Wednesday, December 1, 2010

A little glimpse of our day


Today began a little rough, similar to other days. Although yesterday morning was great and gave me a boost for sure. Jeff made it out the door to work with a last minute raid of the change jar but... he said he would pay it back :) Micah is usually up and moving before me unless I can throw myself out of bed at 6 (rare occasion). Can you tell I'm not a morning person??? Actually I like mornings, new start, love the singing birds and sunshine but somehow they don't like me. Nate is like me, I have to drag him out of bed, unless he smells a big breakfast. This morning was Nate's day to take Joe (our big black lab) out. After breakfast, showers, teeth brushed, all that good stuff, we get school going. Bible reading was Mark 8 today. Awesome passage!!! We move on to language. We are going over writing strategies. Today it was about trying not to use cliches. We read different usages and some alternatives. Then they had to do their assignment ~ give the definition of the cliche then rewrite in their own words. First cliche ~ plain as the nose on your face.
Nate ~ simple, clear
Micah ~ you can't see the nose on your face (ok... so are getting a glimpse of a little bit here...)

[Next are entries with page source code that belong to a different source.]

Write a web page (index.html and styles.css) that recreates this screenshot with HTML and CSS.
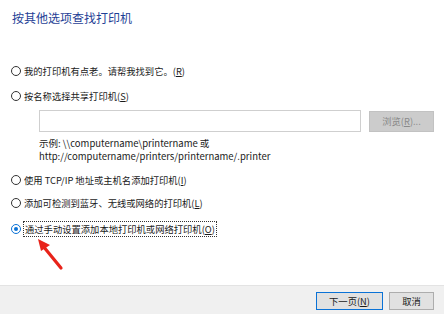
FILE: index.html
```html
<!DOCTYPE html>
<html lang="zh-CN">
<head>
<meta charset="utf-8">
<link rel="stylesheet" href="styles.css">
</head>
<body>
<div class="window">
  <main class="content">
    <h1 class="title">按其他选项查找打印机</h1>
    <div class="options">
      <label class="opt opt-first"><span class="radio"></span><span class="label">我的打印机有点老。请帮我找到它。(<u>R</u>)</span></label>
      <label class="opt opt-second"><span class="radio"></span><span class="label">按名称选择共享打印机(<u>S</u>)</span></label>
      <div class="share">
        <div class="input-row">
          <div class="input"></div>
          <div class="browse">浏览(<u>R</u>)...</div>
        </div>
        <div class="example">示例: \\computername\printername 或<br>http://computername/printers/printername/.printer</div>
      </div>
      <label class="opt opt-third"><span class="radio"></span><span class="label">使用 TCP/IP 地址或主机名添加打印机(<u>I</u>)</span></label>
      <label class="opt opt-fourth"><span class="radio"></span><span class="label">添加可检测到蓝牙、无线或网络的打印机(<u>L</u>)</span></label>
      <label class="opt opt-fifth"><span class="radio checked"></span><span class="label focus">通过手动设置添加本地打印机或网络打印机(<u>O</u>)</span></label>
    </div>
    <svg class="arrow" width="40" height="40" viewBox="0 0 40 40">
      <path d="M27 32 L9 10" stroke="#e8231a" stroke-width="3.2" stroke-linecap="round"/>
      <polygon points="4,3 16,9 7,15" fill="#e8231a"/>
    </svg>
  </main>
  <footer class="footer">
    <button class="btn primary">下一页(<u>N</u>)</button>
    <button class="btn">取消</button>
  </footer>
</div>
</body>
</html>
```
FILE: styles.css
```css
* { box-sizing: border-box; }
html, body { margin: 0; padding: 0; background: #fff; }
body {
  width: 444px;
  height: 314px;
  overflow: hidden;
  font-family: "Noto Sans CJK SC", "Noto Sans", sans-serif;
  font-size: 9.3px;
  color: #1a1a1a;
}
.window {
  display: flex;
  flex-direction: column;
  height: 314px;
}
.content {
  position: relative;
  height: 285px;
  padding: 10px 0 0 11px;
}
.title {
  margin: 0;
  font-weight: normal;
  font-size: 12px;
  line-height: 16px;
  color: #1f3f96;
  padding-left: 1px;
}
.options {
  display: flex;
  flex-direction: column;
}
.opt {
  display: flex;
  align-items: center;
  height: 14px;
  line-height: 14px;
}
.opt-first { margin-top: 38px; }
.opt-second { margin-top: 11px; }
.opt-third { margin-top: 10px; }
.opt-fourth { margin-top: 9px; }
.opt-fifth { margin-top: 12px; }
.radio {
  width: 10px;
  height: 10px;
  border: 1px solid #333;
  border-radius: 50%;
  margin-right: 3px;
  flex: none;
  background: #fff;
  position: relative;
}
.radio.checked {
  border-color: #0a72d6;
}
.radio.checked::after {
  content: "";
  position: absolute;
  left: 2px;
  top: 2px;
  width: 4px;
  height: 4px;
  border-radius: 50%;
  background: #0a72d6;
}
.label u { text-decoration: underline; }
.label.focus {
  outline: 1px dotted #333;
  outline-offset: 0;
  padding: 0 1px;
}
.share {
  padding-left: 28px;
  margin-top: 7px;
}
.input-row {
  display: flex;
  align-items: center;
}
.input {
  width: 322px;
  height: 22px;
  border: 1px solid #cfcfcf;
  background: #fff;
}
.browse {
  margin-left: 8px;
  width: 65px;
  height: 21px;
  background: #cccccc;
  border: 1px solid #c2c2c2;
  color: #8a8a8a;
  display: flex;
  align-items: center;
  justify-content: center;
}
.example {
  margin-top: 5px;
  line-height: 13px;
  color: #1a1a1a;
  font-size: 9.5px;
}
.arrow {
  position: absolute;
  left: 34px;
  top: 236px;
}
.footer {
  height: 29px;
  background: #f0f0f0;
  border-top: 1px solid #e3e3e3;
  display: flex;
  justify-content: flex-end;
  align-items: flex-start;
  padding: 6px 10px 0 0;
  gap: 6px;
}
.btn {
  font-family: inherit;
  font-size: 9.3px;
  color: #1a1a1a;
  height: 18px;
  padding: 0;
  background: #e1e1e1;
  border: 1px solid #adadad;
  line-height: 16px;
}
.btn.primary {
  width: 67px;
  border-color: #0a72d6;
}
.btn:not(.primary) { width: 45px; }
```
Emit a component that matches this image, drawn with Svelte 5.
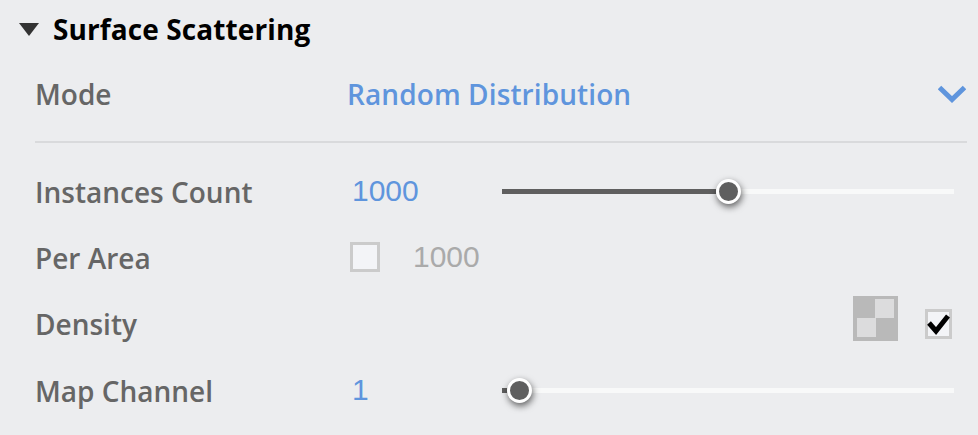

So, after hiding my dying laughing insides I have to tell my very literal child "look at my face, can you see my nose?" After explaining he always does this "oooohhhhhhhh" thing. I LOVE my boys!!!! LOVE their differences!!!! LOVE having these moments with them. It makes every frustration worth it :)

It got me to thinking about how differently people see things. One may see it as being very complicated, this is what Micah originally thought. Then after I explained it to him, it was very simple and clear. Do we take the time to see if we are making things more difficult than they really are??? ok... ME... do I take the time to make sure I'm not complicating matters???